Winter on the Dairy Farm: Q&A

Today I’m going to answer some common questions we get asked about dairy farming in the winter time!

Question: What do dairy farmers do when there is a winter storm?

Answer: The same thing they do every day! Cows don’t care if there is a travel advisory or a dangerous wind chill, farmers still have to make sure their cows are fed, watered and milked everyday. It is a lot more challenging to get roads clear enough for the milk truck to come to the farm. Most farmers have large equipment they can use to clean out their driveways for the milk truck, and many of them even wind up cleaning county roads because sometimes it’s quicker to do it yourself than wait for the plows!

Q: Aren’t the cows cold?

A: Cows actually thrive in colder months. Many farmers are able to give their cows a sheltering barn to keep the worst of the wind and cold at bay, but even cows who are outside adapt by growing longer coats. In a sheltered barn, the body heat of a a group of cows is enough to keep them warm even in bitter winters. Since cows are ruminants, their largest stomach compartment is basically a fermentation vat. Their digestive processes keep them warmer than us–in fact, by the time humans are comfortable in short sleeves, cows are hot.
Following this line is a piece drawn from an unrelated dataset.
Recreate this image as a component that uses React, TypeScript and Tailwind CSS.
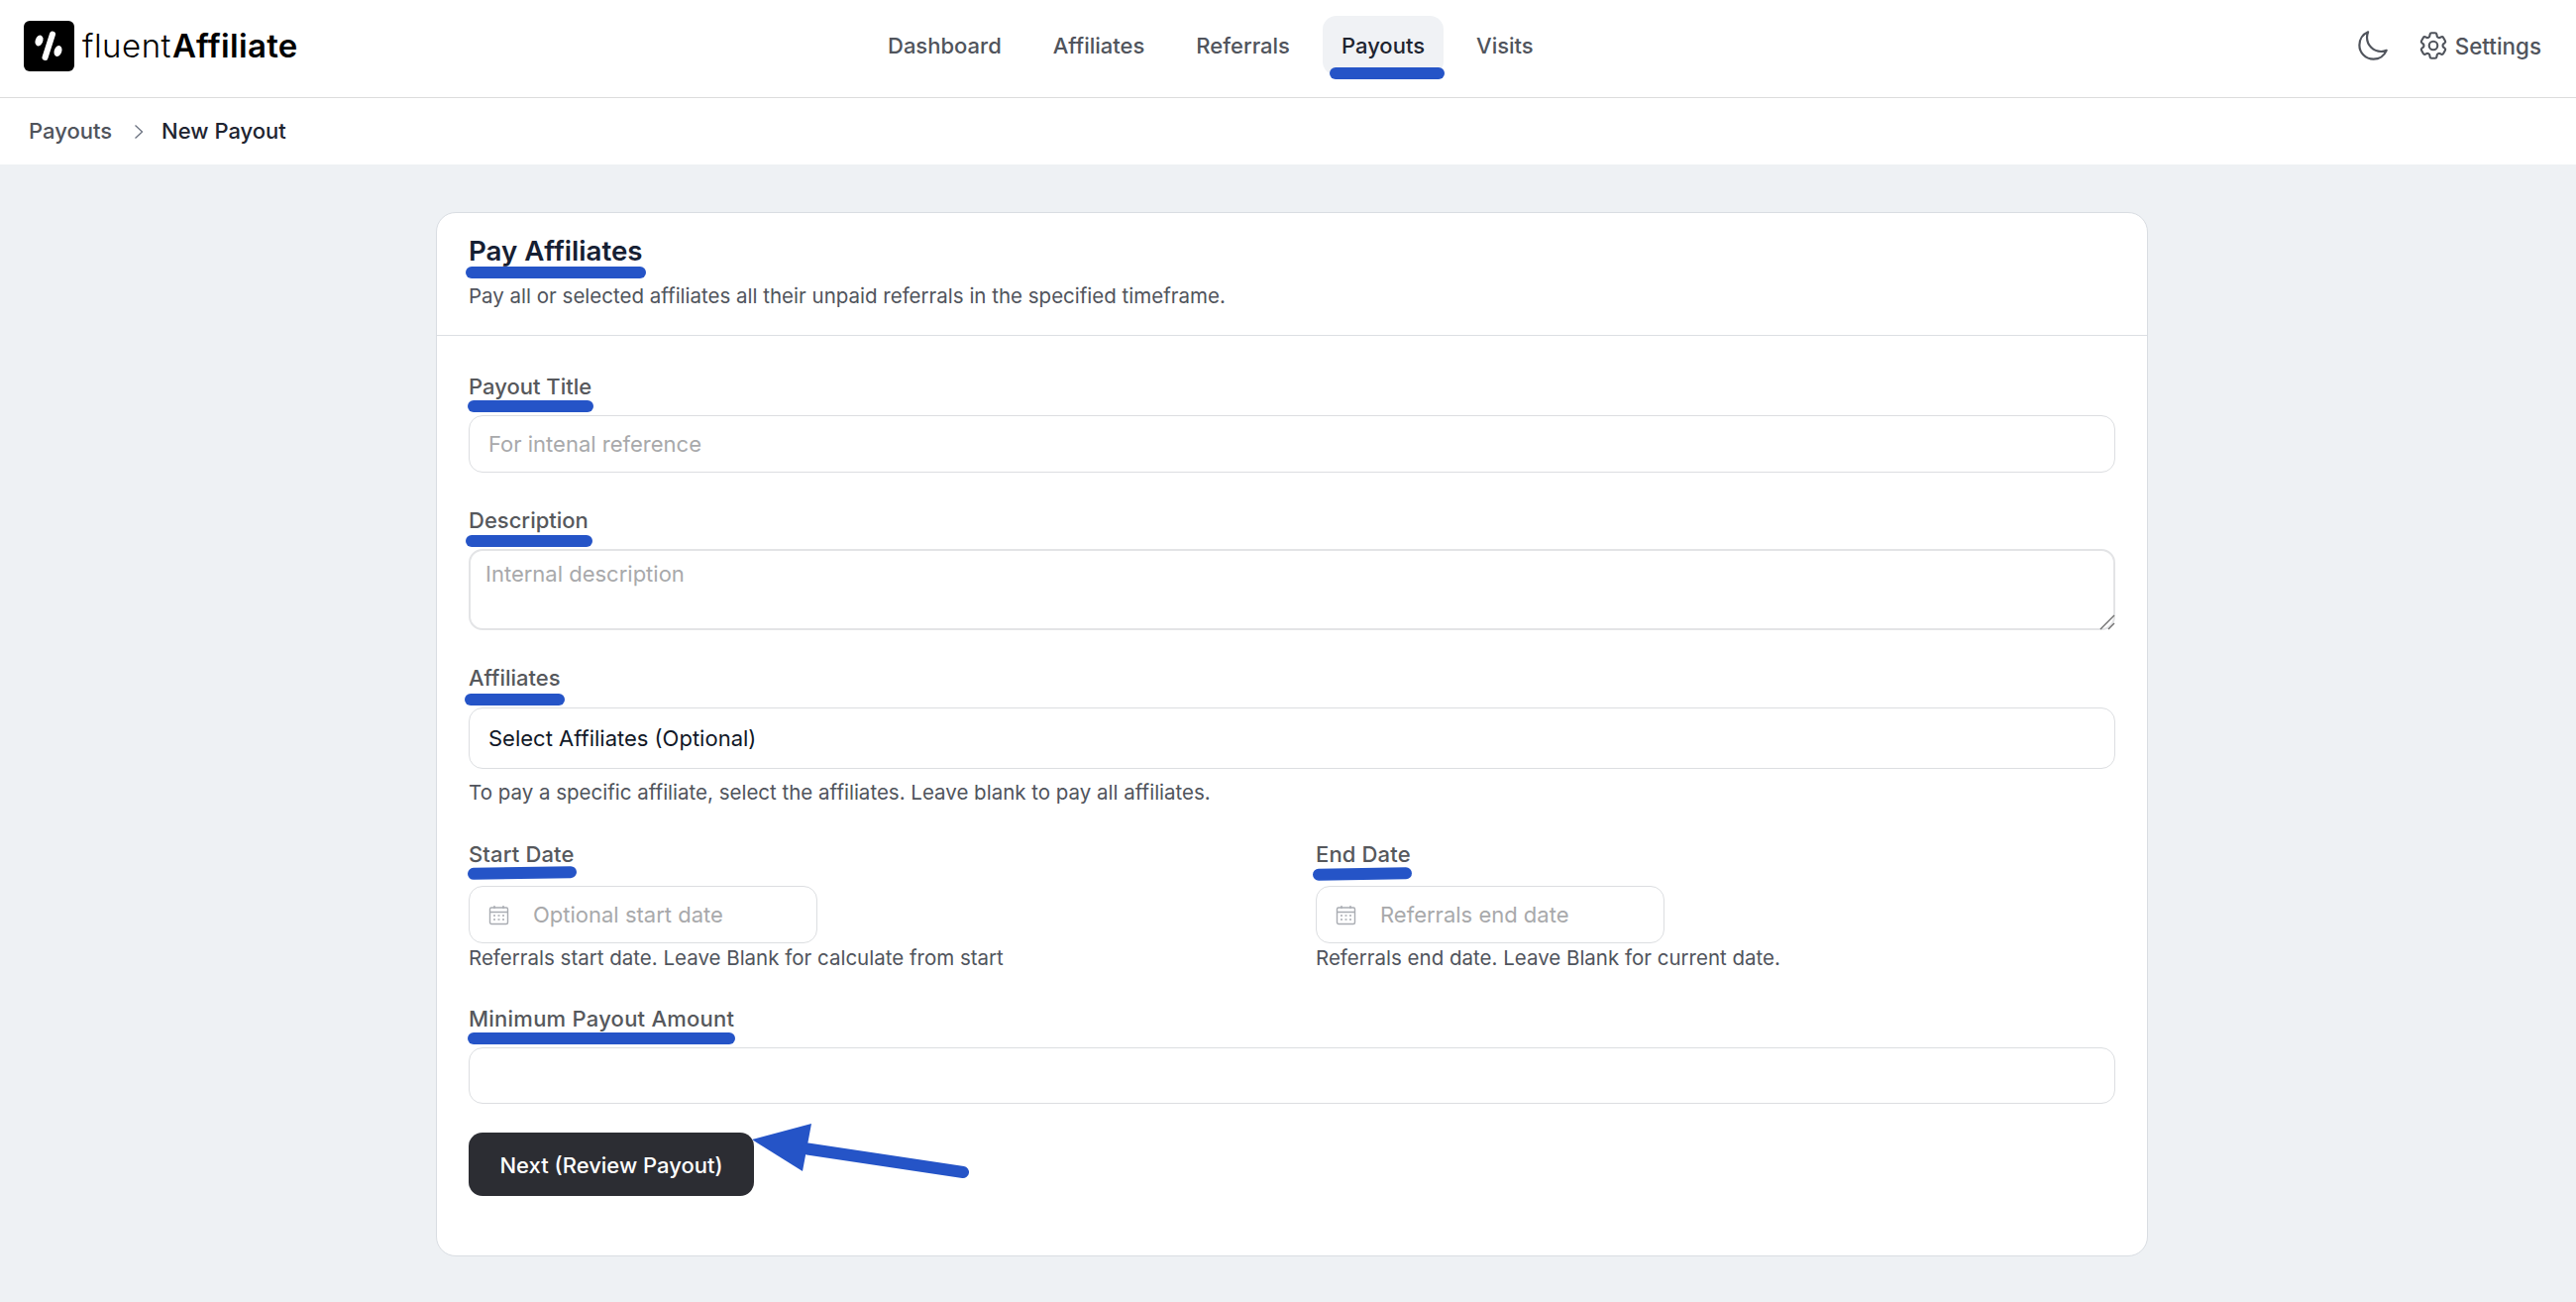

Q: Are the baby calves cold?

A: Baby calves are another story–they can get too cold  more easily than a mama cow. Farmers make sure calves have deep bedding to snuggle in, barns or hutches to protect them from the wind, warm milk to drink, and on bitterly cold days, even little jackets to stay warm. Calves are the future of the farm so farmers work hard to keep them healthy.

Q: What if the power goes out?

A: Some farms have backup generators. Others just have to make do. Milking can’t take place when the power is out since the machines run on electricity. It can be a huge challenge.

Q: Do the pipes ever freeze in the milking parlor?

A: Yes. Farmers use water and liquid disinfectants to clean their milking parlor and keep everything food safe. If these pipes freeze, it can be difficult to get them thawed out before the milking happens. On super cold days, the milk line could even freeze! This is a major pain, so farmers try to keep the milking parlor warm enough so the pipes won’t freeze.